Chernobyl nuclear power plant (ChNPP) will receive a licence to operate the New Safe Confinement (NSC) built to encase the destroyed reactor 4 at the Chernobyl NPP and the sarcophagus which was hastily built around reactor immediately after the 1986 accident. On July 29, 2021, the State Nuclear Regulatory Committee of Ukraine (SNRCU) Board approved a Safety Analysis Report relating to the NSC, which was formally handed over to Ukraine in 2019. The €1.5bn ($1.69bn) NSC construction project, managed by the European Bank for Reconstruction and Development (EBRD) was financed by 45 donor countries and institutions.
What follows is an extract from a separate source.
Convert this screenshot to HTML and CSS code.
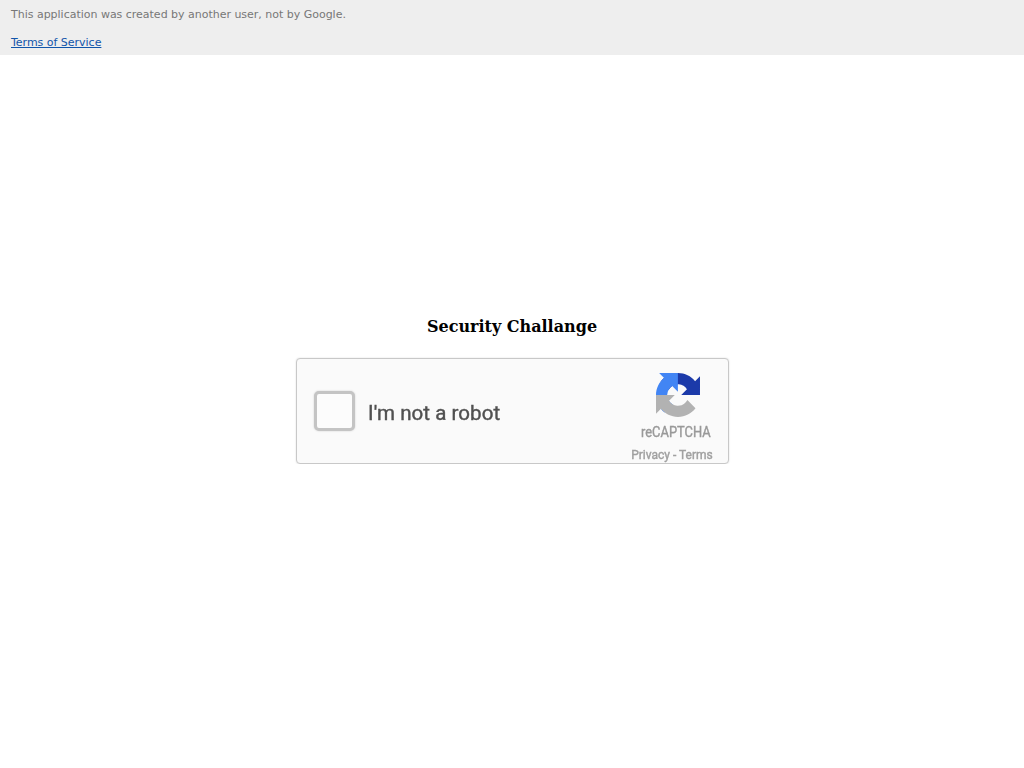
FILE: index.html
```html
<!DOCTYPE html>
<html lang="en">
<head>
<meta charset="utf-8">
<title>Security Challange</title>
<link rel="stylesheet" href="styles.css">
</head>
<body>
<header class="banner">
  <p class="notice">This application was created by another user, not by Google.</p>
  <a class="tos" href="#">Terms of Service</a>
</header>
<main class="content">
  <h1 class="title">Security Challange</h1>
  <section class="captcha">
    <span class="box"></span>
    <span class="label">I'm not a robot</span>
    <div class="brand">
      <svg class="logo" viewBox="0 0 64 64" aria-hidden="true">
        <path fill="#1c3aa9" d="M64 31.955l-.033-1.37V4.687l-7.16 7.16C50.948 4.674 42.033.093 32.05.093c-10.4 0-19.622 4.96-25.458 12.64l11.736 11.86a15.55 15.55 0 0 1 4.754-5.334c2.05-1.6 4.952-2.906 8.968-2.906.485 0 .86.057 1.135.163 4.976.393 9.288 3.14 11.828 7.124l-8.307 8.307L64 31.953"/>
        <path fill="#4285f4" d="M31.862.094l-1.37.033H4.594l7.16 7.16C4.58 13.147 0 22.06 0 32.046c0 10.4 4.96 19.622 12.64 25.458L24.5 45.768a15.55 15.55 0 0 1-5.334-4.754c-1.6-2.05-2.906-4.952-2.906-8.968 0-.485.057-.86.163-1.135.393-4.976 3.14-9.288 7.124-11.828l8.307 8.307L31.86.095"/>
        <path fill="#b2b2b2" d="M.001 32.045l.033 1.37v25.898l7.16-7.16c5.86 7.173 14.774 11.754 24.76 11.754 10.4 0 19.622-4.96 25.458-12.64l-11.736-11.86a15.55 15.55 0 0 1-4.754 5.334c-2.05 1.6-4.952 2.906-8.968 2.906-.485 0-.86-.057-1.135-.163-4.976-.393-9.288-3.14-11.828-7.124l8.307-8.307c-10.522.04-22.4.066-27.295-.005"/>
      </svg>
      <span class="name">reCAPTCHA</span>
      <span class="links">Privacy - Terms</span>
    </div>
  </section>
</main>
</body>
</html>
```
FILE: styles.css
```css
* { box-sizing: border-box; }
body { margin: 0; background: #fff; }
.banner {
  height: 55px;
  padding: 7px 11px 0;
  background: #eee;
  font: 11px/15px "DejaVu Sans", sans-serif;
  letter-spacing: -0.015px;
}
.notice { margin: 0 0 13px; color: #777; }
.tos { display: block; width: max-content; color: #1155aa; }
.content {
  display: flex;
  flex-direction: column;
  align-items: center;
  padding-top: 262px;
}
.title {
  margin: 0 0 22px;
  font: bold 16px/19px "DejaVu Serif", serif;
  color: #000;
}
.captcha {
  display: flex;
  width: 433px;
  height: 106px;
  margin-left: 1px;
  padding-left: 17px;
  border: 1px solid #c8c8c8;
  border-radius: 4px;
  background: #fafafa;
  box-shadow: 0 0 2px #ddd;
  font-family: Roboto, sans-serif;
  filter: blur(0.4px);
}
.box {
  width: 41px;
  height: 40px;
  margin-top: 32px;
  border: 3px solid #c4c4c4;
  border-radius: 5px;
  background: #fcfcfc;
  box-shadow: 0 0 2px #ccc;
}
.label {
  margin: 42px 0 0 13px;
  font-size: 20.5px;
  line-height: 24px;
  letter-spacing: 0.05px;
  color: #505050;
  -webkit-text-stroke: 0.4px #505050;
  white-space: nowrap;
}
.brand {
  display: flex;
  flex-direction: column;
  align-items: center;
  width: 90px;
  margin: 14px 11px 0 auto;
  white-space: nowrap;
}
.logo { width: 44px; height: 44px; margin-left: 12px; }
.name {
  margin: 7px 0 0 7px;
  font-size: 14px;
  line-height: 16px;
  color: #999;
  -webkit-text-stroke: 0.4px #999;
  transform: scaleX(0.92);
}
.links {
  margin-top: 8px;
  font-size: 12px;
  line-height: 14px;
  color: #a0a0a0;
  -webkit-text-stroke: 0.4px #a0a0a0;
}
```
It is the key component of the €2.1bn Shelter Implementation Plan, established in 1997, which involved more than 300 safety projects and activities, including completion of crucial infrastructure and stabilisation of the sarcophagus. 
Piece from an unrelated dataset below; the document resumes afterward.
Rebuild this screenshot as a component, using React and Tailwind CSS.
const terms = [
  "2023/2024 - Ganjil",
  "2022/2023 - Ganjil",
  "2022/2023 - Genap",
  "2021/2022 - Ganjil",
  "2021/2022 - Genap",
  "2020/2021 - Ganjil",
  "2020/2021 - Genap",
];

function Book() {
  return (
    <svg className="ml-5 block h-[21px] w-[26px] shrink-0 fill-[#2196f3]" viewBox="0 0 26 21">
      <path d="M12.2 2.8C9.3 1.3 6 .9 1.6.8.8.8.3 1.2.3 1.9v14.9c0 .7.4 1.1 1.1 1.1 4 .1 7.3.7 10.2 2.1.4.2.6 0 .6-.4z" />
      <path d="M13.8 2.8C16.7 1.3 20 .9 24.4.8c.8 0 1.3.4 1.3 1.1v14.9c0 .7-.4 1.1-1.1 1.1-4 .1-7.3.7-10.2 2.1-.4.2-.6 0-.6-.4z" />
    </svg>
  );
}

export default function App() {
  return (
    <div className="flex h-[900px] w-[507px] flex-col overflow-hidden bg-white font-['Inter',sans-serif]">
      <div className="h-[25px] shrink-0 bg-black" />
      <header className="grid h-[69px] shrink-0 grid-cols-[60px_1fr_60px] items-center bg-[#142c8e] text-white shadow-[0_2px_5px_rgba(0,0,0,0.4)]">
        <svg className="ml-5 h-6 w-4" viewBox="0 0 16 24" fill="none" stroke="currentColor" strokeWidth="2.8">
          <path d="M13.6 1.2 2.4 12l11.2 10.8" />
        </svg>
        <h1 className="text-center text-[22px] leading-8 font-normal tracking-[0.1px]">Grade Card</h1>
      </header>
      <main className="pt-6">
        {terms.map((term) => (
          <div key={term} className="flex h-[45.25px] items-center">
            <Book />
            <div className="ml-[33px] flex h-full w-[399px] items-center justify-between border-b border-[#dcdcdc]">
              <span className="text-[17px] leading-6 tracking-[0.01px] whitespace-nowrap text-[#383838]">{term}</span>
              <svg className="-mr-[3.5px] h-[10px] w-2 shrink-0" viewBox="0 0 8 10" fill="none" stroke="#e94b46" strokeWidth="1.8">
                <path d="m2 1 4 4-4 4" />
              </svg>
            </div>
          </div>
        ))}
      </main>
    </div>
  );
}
The results of the state examination confirmed compliance of the NSC complex with nuclear and radiation safety requirements and an inspection confirmed the readiness of the ChNPP to operate the NSC-complex in line with nuclear and radiation safety regulations.

Certain shortcomings identified during the state examination of and the inspection can be eliminated within the time frame established by SNRCU and will not affect the possibility of safe operation, ChNPP said on 3 August.

The pilot industrial operation of the NSC lasted for almost a year, from 30 July 2020 to 14 June 2021. During this time, ChNPP personnel tested the NSC systems, structures and components for compliance with design requirements, functional purposes and operability, and also practised skills and readiness for industrial operation of the NSC.

“On 11 August, a licensing commission will take place, and after receiving a licence, we, in line with our new status, must as soon as possible develop a working draft , ‘New Safe Confinement Launch complex 2 (PC-2) – for early dismantling of unstable structures of the Shelter’, and then we will proceed to the physical work of dismantling the unstable structures. Consequently, we have a lot of important and interesting work ahead of us,” commented Sergey Kondratenko, ChNPP deputy director for technical infrastructure.